First new nuclear power plant in the the US in some time will be going online soon. https://grist.org/energy/first-us-nuclear-reactor-40-years-online-georgia/
i have no idea, that's up to the scientists. but the fact that i don't know (as an uneducated laymen) doesn't make nucular energy safe. it will always be so with human beings.
The US generates about 2000 metric tons of spent nuclear fuel every year. About 88,230 cu.ft. Much of what is going into nuclear waste storage facilities is low-level waste. Much of it doesn't come from nuclear power plants. It is from other industries, research, and medicine. The annual amount varies, but ranges from 1 to 5 million cubic feet. Managing the spent fuel is an easier job. Which isn't even waste. If people weren't afraid of it, it could be reprocessed into more fuel. 5 Fast Facts about Spent Nuclear Fuel | Department of Energy https://www.nrc.gov/waste/llw-disposal/licensing/statistics.html How many of the public have been medically poisoned by the nuclear power industry? Living within 50 miles of a coal plant is a higher radiation exposure than living next to a nuclear plant. People increase their exposure by taking a flight. I'm more worried about radon in my basement than the nuclear plants in the region, and one of those in TMI. If it's obvious, where's the evidence?

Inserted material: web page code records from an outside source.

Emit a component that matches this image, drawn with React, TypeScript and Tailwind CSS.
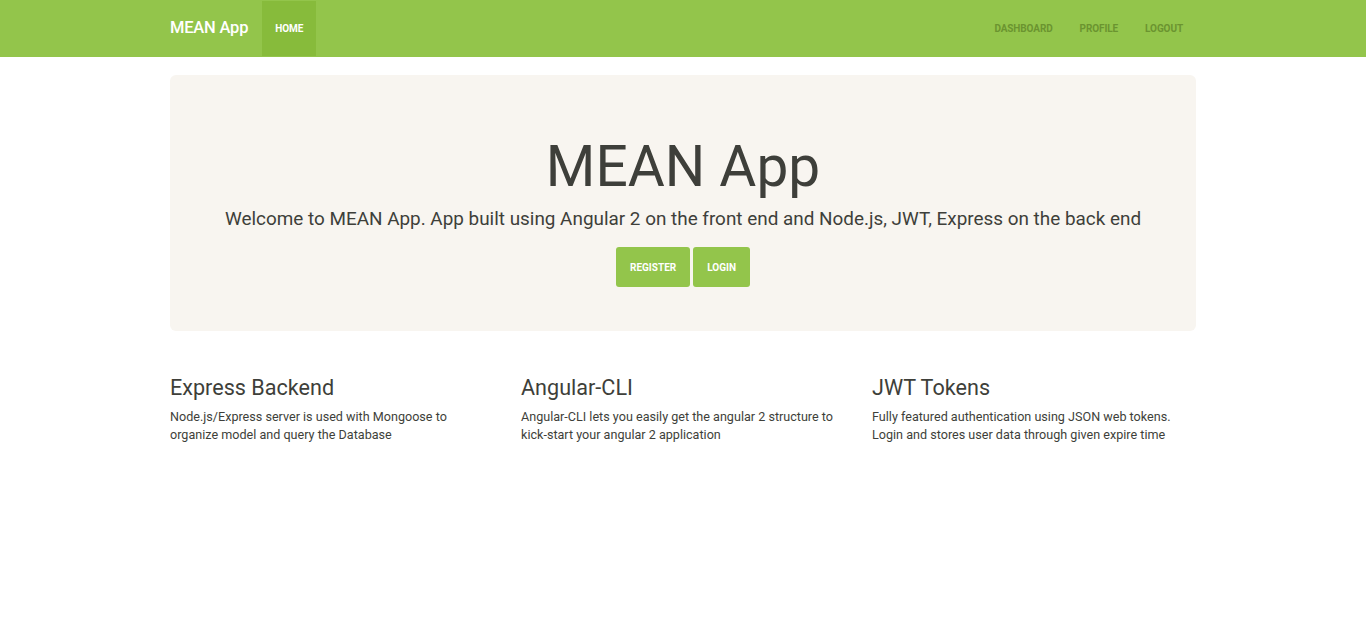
import React from "react";

export default function App() {
  const font = { fontFamily: "Roboto, 'Helvetica Neue', Arial, sans-serif" };
  return (
    <div className="min-h-[644px] bg-white text-[#3e3f3a]" style={font}>
      <nav className="h-[57px] bg-[#93c54b]">
        <div className="mx-auto flex h-full w-[1026px] items-stretch">
          <a className="flex items-center pr-[14px] text-[16.5px] font-medium tracking-[-0.2px] text-white">
            MEAN App
          </a>
          <a className="mt-px mb-px flex items-center bg-[#87bb3b] px-[13px] text-[10px] font-bold uppercase tracking-[-0.1px] text-white">
            Home
          </a>
          <div className="ml-auto flex items-stretch">
            {["Dashboard", "Profile", "Logout"].map((l, i) => (
              <a
                key={l}
                className={`flex items-center text-[10px] font-bold uppercase tracking-[-0.1px] text-[#6b9430] ${i === 2 ? "pl-[13.5px] pr-[13px]" : "px-[13.5px]"}`}
              >
                {l}
              </a>
            ))}
          </div>
        </div>
      </nav>
      <div className="mx-auto w-[1026px]">
        <div className="mt-[18px] flex h-[256px] flex-col items-center rounded-[6px] bg-[#f8f5f0] pt-[60px]">
          <h1 className="text-[56.8px] leading-[63px] font-normal">MEAN App</h1>
          <p className="mt-[7px] text-[18.9px] leading-[27px]">
            Welcome to MEAN App. App built using Angular 2 on the front end and Node.js, JWT, Express on the back end
          </p>
          <div className="mt-[15px] flex gap-[3px]">
            <a className="flex h-[40px] items-center rounded-[3px] bg-[#93c54b] px-[14px] text-[10px] font-bold uppercase text-white">
              Register
            </a>
            <a className="flex h-[40px] items-center rounded-[3px] bg-[#93c54b] px-[14px] text-[10px] font-bold uppercase text-white">
              Login
            </a>
          </div>
        </div>
        <div className="mt-[45px] grid grid-cols-3 gap-[27px]">
          {[
            ["Express Backend", "Node.js/Express server is used with Mongoose to organize model and query the Database"],
            ["Angular-CLI", "Angular-CLI lets you easily get the angular 2 structure to kick-start your angular 2 application"],
            ["JWT Tokens", "Fully featured authentication using JSON web tokens. Login and stores user data through given expire time"],
          ].map(([h, p]) => (
            <div key={h} className="pr-[10px]">
              <h3 className="text-[21.6px] leading-[24px] font-normal">{h}</h3>
              <p className="mt-[8px] text-[12.6px] leading-[18px]">{p}</p>
            </div>
          ))}
        </div>
      </div>
    </div>
  );
}
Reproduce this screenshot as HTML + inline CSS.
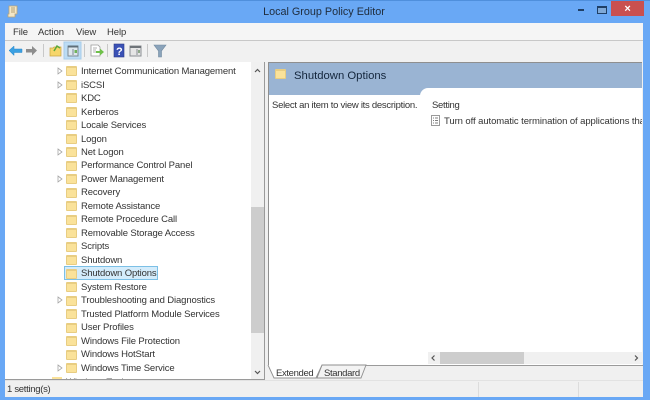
<!DOCTYPE html>
<html><head><meta charset="utf-8"><style>
html,body{margin:0;padding:0;width:650px;height:400px;overflow:hidden;background:#69a8f5;font-family:"Liberation Sans",sans-serif;font-size:9.5px;letter-spacing:-.08px;color:#333}
div{position:absolute;white-space:nowrap}
svg{position:absolute;overflow:visible}
.r{left:81px;height:13px;line-height:13px;letter-spacing:-.13px}
.f{position:absolute;left:66px;width:9px;height:7px;background:#fae29a;border:1px solid #e8cd82;border-top-width:2px;border-radius:1px}
</style></head><body>
<div style="left:0;top:0;width:650px;height:1px;background:#4f8fdc"></div>
<div style="left:-1px;top:5px;width:650px;text-align:center;font-size:10.8px;letter-spacing:0;line-height:15px;color:#1f2c3c">Local Group Policy Editor</div>
<svg style="left:7px;top:5px" width="11" height="13"><path d="M2 1h8v8H8v3H1V9h1z" fill="#f3e7c7" stroke="#b9a477" stroke-width=".8"/><path d="M4 3h4M4 5h4M4 7h4" stroke="#a08a5a" stroke-width=".7"/></svg>
<div style="left:578px;top:9px;width:6px;height:2px;background:#1f3f66"></div>
<div style="left:597px;top:6px;width:8px;height:5px;border:1px solid #1f3f66;border-top-width:2px;background:#7fa9d8"></div>
<div style="left:611px;top:1px;width:33px;height:15px;background:#c9504f"></div>
<div style="left:611px;top:1px;width:33px;height:15px;line-height:16px;text-align:center;color:#fff;font-size:11px;font-weight:bold">×</div>

<div style="left:5px;top:23px;width:638px;height:374px;background:#f0f0f0"></div>
<div style="left:5px;top:23px;width:638px;height:17px;background:#f5f5f5;border-bottom:1px solid #c8c8c8"></div>
<div style="left:13px;top:26px;line-height:13px">File</div>
<div style="left:38px;top:26px;line-height:13px">Action</div>
<div style="left:76px;top:26px;line-height:13px">View</div>
<div style="left:107px;top:26px;line-height:13px">Help</div>

<div style="left:5px;top:41px;width:638px;height:21px;background:#f1f1f1"></div>
<svg style="left:0;top:40px" width="180" height="22">
<path d="M9 10.500l5-4.500v3h8v3.500h-8v3z" fill="#3aa0e2" stroke="#2a86c8" stroke-width=".5"/>
<path d="M37 10.500l-5-4.500v3h-6v3.500h6v3z" fill="#8d8d8d"/>
<path d="M43.500 4v13" stroke="#c8c8c8"/>
<path d="M50 8h3l1-1h7v9H50z" fill="#f6d66b" stroke="#c9a544" stroke-width=".7"/>
<path d="M54 11l3-5 3 2" fill="none" stroke="#5aa83a" stroke-width="1.500"/>
<rect x="64" y="2" width="17" height="17" fill="#bcdcf4" stroke="#a7cdea"/>
<rect x="68" y="6" width="10" height="10" fill="#dfe8ee" stroke="#7c8a94"/><path d="M68 6.500h10" stroke="#5f6f7a" stroke-width="2"/><path d="M73 9v6" stroke="#7c8a94"/><rect x="74.500" y="10" width="2.500" height="3" fill="#6fb35a"/>
<path d="M84.500 4v13" stroke="#c8c8c8"/>
<path d="M91 5h7l2 2v9h-9z" fill="#fff" stroke="#9a9a9a" stroke-width=".8"/><path d="M93 8h4M93 10h3M93 12h3" stroke="#999" stroke-width=".7"/>
<path d="M96 11h4V8.500l4 3.500-4 3.500V13h-4z" fill="#6fc04a"/>
<path d="M107.500 4v13" stroke="#c8c8c8"/>
<rect x="114" y="4" width="10" height="13" fill="#3a51b5" stroke="#2a3a8a" stroke-width=".6"/>
<text x="116" y="15" font-family="Liberation Sans" font-size="11" font-weight="bold" fill="#fff">?</text>
<rect x="130" y="6" width="11" height="10" fill="#e6e6e6" stroke="#8a8f94"/><path d="M130 7h11" stroke="#6f7479" stroke-width="2"/><path d="M137 9v6" stroke="#8a8f94"/><rect x="138" y="10" width="2" height="3" fill="#8fa88a"/>
<path d="M147.500 4v13" stroke="#c8c8c8"/>
<path d="M154 5h12l-4.500 6v6h-3v-6z" fill="#8aa3ba" stroke="#70899f" stroke-width=".6"/>
</svg>

<div style="left:5px;top:62px;width:259px;height:317px;background:#fff"></div>
<div style="left:5px;top:379px;width:260px;height:1px;background:#9a9a9a"></div>
<div style="left:251px;top:62px;width:13px;height:317px;background:#f0f0f0"></div>
<div style="left:251px;top:207px;width:13px;height:126px;background:#cdcdcd"></div>
<div style="left:264px;top:62px;width:1px;height:318px;background:#9a9a9a"></div>
<svg style="left:251px;top:62px" width="12" height="320"><path d="M4 10l2.500-2.500L9 10M4 309l2.500 2.500L9 309" fill="none" stroke="#555" stroke-width="1.200"/></svg>

<div class="r" style="top:65px">Internet Communication Management</div>
<div class="r" style="top:79px">iSCSI</div>
<div class="r" style="top:92px">KDC</div>
<div class="r" style="top:106px">Kerberos</div>
<div class="r" style="top:119px">Locale Services</div>
<div class="r" style="top:133px">Logon</div>
<div class="r" style="top:146px">Net Logon</div>
<div class="r" style="top:159px">Performance Control Panel</div>
<div class="r" style="top:173px">Power Management</div>
<div class="r" style="top:186px">Recovery</div>
<div class="r" style="top:200px">Remote Assistance</div>
<div class="r" style="top:213px">Remote Procedure Call</div>
<div class="r" style="top:227px">Removable Storage Access</div>
<div class="r" style="top:240px">Scripts</div>
<div class="r" style="top:254px">Shutdown</div>
<div style="left:64px;top:266px;width:92px;height:12px;background:#d4ecfb;border:1px solid #7cc0e6"></div>
<div class="r" style="top:267px">Shutdown Options</div>
<div class="r" style="top:281px">System Restore</div>
<div class="r" style="top:294px">Troubleshooting and Diagnostics</div>
<div class="r" style="top:308px">Trusted Platform Module Services</div>
<div class="r" style="top:321px">User Profiles</div>
<div class="r" style="top:335px">Windows File Protection</div>
<div class="r" style="top:348px">Windows HotStart</div>
<div class="r" style="top:362px">Windows Time Service</div>

<i class="f" style="top:66px"></i><i class="f" style="top:80px"></i><i class="f" style="top:93px"></i><i class="f" style="top:107px"></i><i class="f" style="top:120px"></i><i class="f" style="top:134px"></i><i class="f" style="top:147px"></i><i class="f" style="top:161px"></i><i class="f" style="top:174px"></i><i class="f" style="top:188px"></i><i class="f" style="top:201px"></i><i class="f" style="top:215px"></i><i class="f" style="top:228px"></i><i class="f" style="top:242px"></i><i class="f" style="top:255px"></i><i class="f" style="top:269px"></i><i class="f" style="top:282px"></i><i class="f" style="top:296px"></i><i class="f" style="top:309px"></i><i class="f" style="top:323px"></i><i class="f" style="top:336px"></i><i class="f" style="top:350px"></i><i class="f" style="top:363px"></i>

<svg style="left:56px;top:62px" width="8" height="320"><g fill="#fff" stroke="#a6a6a6" stroke-width=".8"><path d="M2 6l4 3-4 3z"/><path d="M2 20l4 3-4 3z"/><path d="M2 87l4 3-4 3z"/><path d="M2 114l4 3-4 3z"/><path d="M2 235l4 3-4 3z"/><path d="M2 303l4 3-4 3z"/></g></svg>

<div style="left:268px;top:62px;width:374px;height:318px;background:#fff;border-left:1px solid #8f8f8f;border-top:1px solid #8f8f8f;box-sizing:border-box"></div>
<div style="left:269px;top:63px;width:373px;height:32px;background:#9ab4d3"></div>
<div style="left:420px;top:88px;width:222px;height:10px;background:#fff;border-radius:8px 0 0 0"></div>
<i class="f" style="left:275px;top:69px"></i>
<div style="left:294px;top:69px;font-size:11.3px;letter-spacing:0;line-height:15px;color:#14263c">Shutdown Options</div>
<div style="left:272px;top:99px;line-height:13px;letter-spacing:-.27px">Select an item to view its description.</div>
<div style="left:432px;top:99px;line-height:13px;letter-spacing:-.3px">Setting</div>
<svg style="left:431px;top:115px" width="10" height="12"><path d="M.5.500h8v10h-8z" fill="#fff" stroke="#9a9a9a"/><path d="M2 3h1M4 3h3M2 5.500h1M4 5.500h3M2 8h1M4 8h3" stroke="#555" stroke-width=".8"/></svg>
<div style="left:444px;top:115px;width:198px;line-height:13px;overflow:hidden">Turn off automatic termination of applications that block or cancel shutdown</div>

<div style="left:428px;top:352px;width:214px;height:12px;background:#f0f0f0"></div>
<div style="left:440px;top:352px;width:84px;height:12px;background:#cdcdcd"></div>
<svg style="left:428px;top:352px" width="214" height="12"><path d="M6.500 3.500L4 6l2.500 2.500M207 3.500L209.500 6 207 8.500" fill="none" stroke="#555" stroke-width="1.200"/></svg>
<div style="left:268px;top:365px;width:375px;height:15px;background:#f0f0f0"></div>
<div style="left:268px;top:365px;width:375px;height:1px;background:#9a9a9a"></div>
<svg style="left:268px;top:365px" width="110" height="16"><path d="M49 13H93L98 0H54z" fill="#f3f3f3" stroke="#8f8f8f" stroke-width=".9"/><path d="M0 0l6 13h42l6-13" fill="#fff" stroke="#8f8f8f" stroke-width=".9"/><path d="M1 0h52" stroke="#fff" stroke-width="1.200"/></svg>
<div style="left:276px;top:367px;line-height:13px;letter-spacing:-.35px">Extended</div>
<div style="left:324px;top:367px;line-height:13px;letter-spacing:-.35px">Standard</div>

<div style="left:66px;top:376px;height:3px;width:100px;overflow:hidden;color:#555;line-height:13px">Windows Tools</div>
<div style="left:52px;top:377px;width:10px;height:2px;background:#fae29a"></div>
<div style="left:5px;top:380px;width:638px;height:17px;background:#f0f0f0;border-top:1px solid #e2e2e2;box-sizing:border-box"></div>
<div style="left:478px;top:382px;width:1px;height:15px;background:#dcdcdc"></div>
<div style="left:578px;top:382px;width:1px;height:15px;background:#dcdcdc"></div>
<div style="left:7px;top:383px;line-height:13px;letter-spacing:-.3px">1 setting(s)</div>
</body></html>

3 mile island, chernobyl, kyshtem, fukushima, historys-worst-nuclear-disasters explainer-what-to-do-with-closed-plymouth-nuke-plants-wastewater despite-opposition-japan-may-soon-dump-fukushima-wastewater-pacific watch
And there is; Deepwater Horizon oil spill | Summary, Effects, Cause, Clean Up, & Facts | Britannica The Love Canal Tragedy | About EPA | US EPA https://appvoices.org/coalash/disasters/ https://en.wikipedia.org/wiki/Union_Carbide_India_Limited Whee is the evidence that nuclear power is a greater threat than other human industry? Has greater environmental impact than global warming? Oh, if you are worried about hot water, you should be calling for an end to fracking. The waste water coming out of those wells is radio active enough that it should be treated as nuclear waste. It isn't. Some was ending up sprayed on roads for ice melt.
These are like using the disasters of the worst ancient Soviet airliners as evidence why you shouldn't fly on any airplane anywhere, not even modern U.S. and European commercial airliners. ... or on discount airlines flying western 1960s aircraft, predating the very first 737s and 747s.
You're going to be building new power plants in your backyard anyways, might as well build some modern ones. That way the next generation can have good paying jobs operating it and doing the cleanup afterwards. This may read like a facetious response, but I'm 100% serious.
So, the logic is like ... nuclear plants are OK because it is safe and it produces clean energy, but the nuclear bomb is not because it kills people? Well... that's like saying the people of Fukushima and Chornobyl did not suffer as bad as the people of Hiroshima and Nagasaki. I just don't buy that argument.
Maybe it's more like asking to compare the amount of suffering and mortality at Fukushima and Chernobyl to the amount of suffering and mortality we've been accepting for decades from alternative power sources. We haven't got the luxury of comparing something to nothing.
The fire bombing of Dresden and Tokyo were about as brutal. The bombs were fueled petroleum products. Billions come into contact with such everyday without suffering horrible death.